In general, the proposed hybrid CNN–BiLSTM configuration demonstrates a favorable balance between accuracy, interpretability, and computational efficiency. By relying on invariant inertial signal characteristics and temporal context rather than location-dependent cues, the model exhibits strong generalization potential across different road scenarios, making it suitable for real-time deployment in embedded and mobile systems.
5. Conclusions
This work introduces a native MATLAB framework for context-sensitive road event detection based on a hybrid one-dimensional convolutional neural network and bidirectional long short-term memory (CNN–BiLSTM). By combining convolutional feature extraction with bidirectional temporal reasoning, the model captures both the local morphology and contextual evolution of vibration signals, leading to reliable discrimination among road anomalies such as pothole, speed bump, and sudden braking events.
Experimental evaluation on a balanced dataset collected in urban and suburban trajectories validates the robustness of the approach. Our CNN–BiLSTM model reached an overall accuracy of 95.91% and a macro-averaged F1-score of 0.959, with class-specific F1-scores consistently above 0.93. Inclusion of the BiLSTM layer improves temporal awareness, allowing the system to classify events that exhibit similar short-term signal patterns.
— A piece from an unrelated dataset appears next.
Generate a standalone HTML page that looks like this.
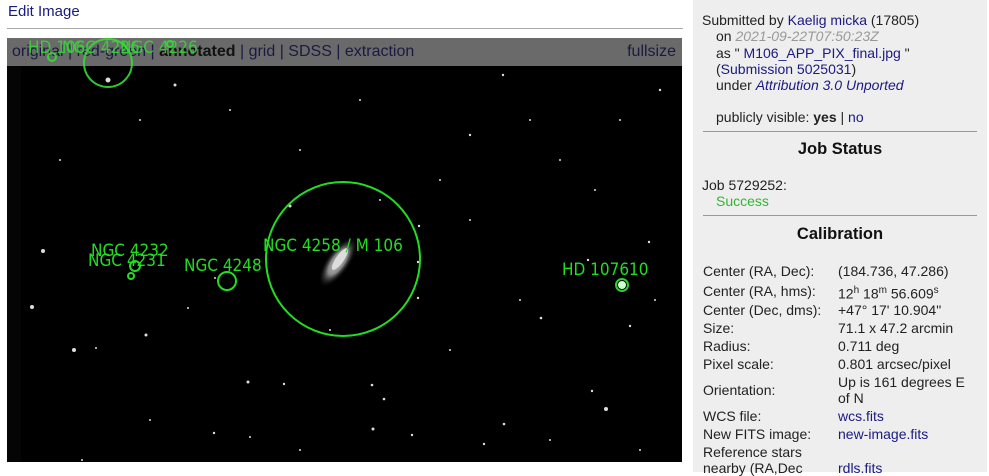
<!DOCTYPE html>
<html><head><meta charset="utf-8"><style>
body{margin:0;width:989px;height:472px;overflow:hidden;background:#fff;font-family:"Liberation Sans",Arial,sans-serif;font-size:14px;color:#222;position:relative}
a{color:#1a1a80;text-decoration:none}
#edit{position:absolute;left:8px;top:3px;font-size:15px;color:#1a1a80}
#hr1{position:absolute;left:7px;top:28px;width:676px;height:1px;background:#aaa}
#img{position:absolute;left:7px;top:38px;width:675px;height:424px;background:#000;overflow:hidden}
#bar{position:absolute;left:7px;top:38px;width:675px;height:28px;background:rgba(118,118,118,.9);font-size:16px;line-height:28px}
#bar span.l{position:absolute;left:5px;color:#1a1a40}
#bar span.r{position:absolute;right:6px;color:#1a1a40}
#top{position:absolute;left:7px;top:38px}
#side{position:absolute;left:693px;top:0;width:294px;height:472px;background:#eeeeee}
.t{position:absolute;white-space:nowrap;line-height:16px}
.rule{position:absolute;left:10px;width:274px;height:1px;background:#999}
h3{position:absolute;margin:0;width:294px;text-align:center;font-size:16.5px;font-weight:bold;color:#111}
</style></head><body>
<div id="edit">Edit Image</div>
<div id="hr1"></div>
<div id="img">
<svg width="675" height="424" viewBox="7 38 675 424" xmlns="http://www.w3.org/2000/svg">
<defs><radialGradient id="g"><stop offset="0" stop-color="#fff"/><stop offset=".5" stop-color="#aaa"/><stop offset="1" stop-color="#000" stop-opacity="0"/></radialGradient></defs>
<rect x="7" y="38" width="675" height="424" fill="#000"/>
<rect x="7" y="38" width="14" height="424" fill="#050505"/>
<g fill="#ddd">
<circle cx="108" cy="80" r="2.5"/><circle cx="175" cy="85" r="1.5"/><circle cx="43" cy="251" r="2"/><circle cx="32" cy="307" r="2"/><circle cx="74" cy="350" r="2"/><circle cx="146" cy="335" r="1.5"/><circle cx="290" cy="206" r="1.5"/><circle cx="418" cy="298" r="1.2"/><circle cx="419" cy="226" r="1.2"/><circle cx="248" cy="382" r="1.5"/><circle cx="284" cy="384" r="1.2"/><circle cx="372" cy="385" r="1.3"/><circle cx="384" cy="399" r="1.3"/><circle cx="484" cy="444" r="1.2"/><circle cx="504" cy="424" r="1.3"/><circle cx="541" cy="318" r="1.3"/><circle cx="606" cy="409" r="2"/><circle cx="592" cy="391" r="1.2"/><circle cx="418" cy="262" r="1.2"/><circle cx="373" cy="429" r="1.5"/><circle cx="412" cy="435" r="1.2"/><circle cx="470" cy="135" r="1.2"/><circle cx="503" cy="75" r="1.2"/><circle cx="649" cy="242" r="1.2"/><circle cx="630" cy="326" r="1.2"/><circle cx="588" cy="260" r="1.2"/><circle cx="214" cy="433" r="1.2"/><circle cx="250" cy="437" r="1"/><circle cx="82" cy="460" r="1"/><circle cx="96" cy="348" r="1"/><circle cx="188" cy="308" r="1"/><circle cx="215" cy="278" r="1"/><circle cx="300" cy="150" r="1"/><circle cx="380" cy="200" r="1"/><circle cx="560" cy="160" r="1"/><circle cx="620" cy="120" r="1"/><circle cx="660" cy="90" r="1.2"/><circle cx="140" cy="120" r="1"/><circle cx="60" cy="160" r="1"/><circle cx="230" cy="110" r="1"/><circle cx="330" cy="330" r="1"/><circle cx="450" cy="350" r="1"/><circle cx="520" cy="300" r="1"/><circle cx="470" cy="220" r="1"/><circle cx="360" cy="100" r="1"/><circle cx="440" cy="180" r="1"/><circle cx="530" cy="120" r="1"/><circle cx="595" cy="190" r="1"/><circle cx="655" cy="300" r="1"/><circle cx="150" cy="420" r="1"/><circle cx="300" cy="450" r="1"/><circle cx="550" cy="440" r="1"/><circle cx="640" cy="450" r="1"/>
</g>
<ellipse cx="338" cy="262" rx="12" ry="30" transform="rotate(35 338 262)" fill="url(#g)" opacity=".8"/>
<ellipse cx="340" cy="259" rx="4" ry="13" transform="rotate(35 340 259)" fill="#ddd"/>
<circle cx="622" cy="285" r="4" fill="#cfc"/><circle cx="622" cy="285" r="6" fill="none" stroke="#3c3" stroke-width="2"/>
<g fill="none" stroke="#22dd22" stroke-width="2">
<circle cx="343" cy="259" r="77"/>
<ellipse cx="227" cy="281" rx="9" ry="9"/>
<circle cx="135" cy="266" r="5"/><circle cx="131" cy="276" r="3"/>
</g>
<g fill="#22dd22" font-family="DejaVu Sans Condensed,DejaVu Sans,sans-serif" font-size="17">
<text x="263" y="251">NGC 4258 / M 106</text>
<text x="184" y="271">NGC 4248</text>
<text x="91" y="256">NGC 4232</text>
<text x="88" y="266">NGC 4231</text>
<text x="562" y="275">HD 107610</text>
</g>
</svg>
</div>
<div id="bar"><span class="l">original | red-green | <b style="color:#111">annotated</b> | grid | SDSS | extraction</span><span class="r">fullsize</span></div>
<svg id="top" width="220" height="60" viewBox="7 38 220 60" xmlns="http://www.w3.org/2000/svg">
<g fill="none" stroke="#33dd33" stroke-width="2" opacity=".9">
<circle cx="108" cy="63" r="24"/><circle cx="52" cy="57" r="4"/><circle cx="170" cy="44" r="3"/>
</g>
<g fill="#33dd33" font-family="DejaVu Sans Condensed,DejaVu Sans,sans-serif" font-size="17" opacity=".85">
<text x="28" y="53">HD 106</text><text x="62" y="53">NGC 4226</text><text x="120" y="53">NGC 4226</text>
</g>
</svg>
<div id="side">
<div class="t" style="left:9px;top:12px">Submitted by <a>Kaelig micka</a> (17805)</div>
<div class="t" style="left:23px;top:28px">on <i style="color:#999">2021-09-22T07:50:23Z</i></div>
<div class="t" style="left:23px;top:45px">as " <a>M106_APP_PIX_final.jpg</a> "</div>
<div class="t" style="left:23px;top:61px">(<a>Submission 5025031</a>)</div>
<div class="t" style="left:23px;top:77px">under <a><i>Attribution 3.0 Unported</i></a></div>
<div class="t" style="left:23px;top:109px">publicly visible: <b>yes</b> | <a>no</a></div>
<div class="rule" style="top:131px"></div>
<h3 style="top:140px">Job Status</h3>
<div class="t" style="left:9px;top:177px">Job 5729252:</div>
<div class="t" style="left:23px;top:193px;color:#2fb82f">Success</div>
<div class="rule" style="top:215px"></div>
<h3 style="top:225px">Calibration</h3>
<div class="t" style="left:10px;top:263px">Center (RA, Dec):</div><div class="t" style="left:145px;top:263px">(184.736, 47.286)</div>
<div class="t" style="left:10px;top:283px">Center (RA, hms):</div><div class="t" style="left:145px;top:283px">12<sup style="font-size:10px">h</sup> 18<sup style="font-size:10px">m</sup> 56.609<sup style="font-size:10px">s</sup></div>
<div class="t" style="left:10px;top:302px">Center (Dec, dms):</div><div class="t" style="left:145px;top:302px">+47° 17' 10.904"</div>
<div class="t" style="left:10px;top:320px">Size:</div><div class="t" style="left:145px;top:320px">71.1 x 47.2 arcmin</div>
<div class="t" style="left:10px;top:338px">Radius:</div><div class="t" style="left:145px;top:338px">0.711 deg</div>
<div class="t" style="left:10px;top:356px">Pixel scale:</div><div class="t" style="left:145px;top:356px">0.801 arcsec/pixel</div>
<div class="t" style="left:10px;top:382px">Orientation:</div><div class="t" style="left:145px;top:374px">Up is 161 degrees E<br>of N</div>
<div class="t" style="left:10px;top:408px">WCS file:</div><div class="t" style="left:145px;top:408px"><a>wcs.fits</a></div>
<div class="t" style="left:10px;top:426px">New FITS image:</div><div class="t" style="left:145px;top:426px"><a>new-image.fits</a></div>
<div class="t" style="left:10px;top:444px">Reference stars<br>nearby (RA,Dec</div><div class="t" style="left:145px;top:460px"><a>rdls.fits</a></div>
</div>
</body></html>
Visualization of internal BiLSTM activations corroborates the interpretability and stability of the learned temporal representations.
A key strength of the proposed framework lies in its ability to achieve high and balanced classification performance using only multiaxial acceleration and vibration signals, avoiding the need for camera-based perception or complex multi-sensor fusion pipelines. This results in reduced computational overhead, lower hardware requirements, and increased robustness to adverse environmental conditions such as poor lighting or weather variability.
Compared with earlier CNN-only implementations, the proposed hybrid network achieves an improvement of approximately 2–3% in macro F1-score while preserving a compact structure suitable for real-time deployment through MATLAB GPU Coder. Against the state-of-the-art image-based approaches derived from YOLO which typically report mean precision values of 81–87% (mean average precision at an intersection-over-union threshold of 0.5, mAP@0.5), the present vibration-driven framework achieves a higher balanced accuracy with markedly lower computational and data acquisition requirements. Furthermore, compared to previous vibration-based CNN models, which reached validation accuracies near 93.24%, the proposed approach provides a measurable improvement in both accuracy and cross-environment generalization.
At the same time, several limitations of the current study should be acknowledged. First, the experimental validation was conducted within a limited geographic region and using a single vehicle and sensor configuration, which may constrain direct generalization to different road infrastructures, vehicle dynamics, or sensor mounting setups. Second, although the bidirectional temporal modeling improves contextual discrimination, it introduces a modest increase in model complexity compared to purely convolutional architectures, which may impact deployment on extremely resource-constrained platforms.
Future work may therefore focus on large-scale cross-region validation, domain adaptation across vehicle types, and selective multi-sensor fusion to further enhance robustness while preserving the lightweight nature of the framework. Additionally, transfer learning strategies and adaptive domain generalization could be explored to broaden applicability in heterogeneous intelligent transportation systems.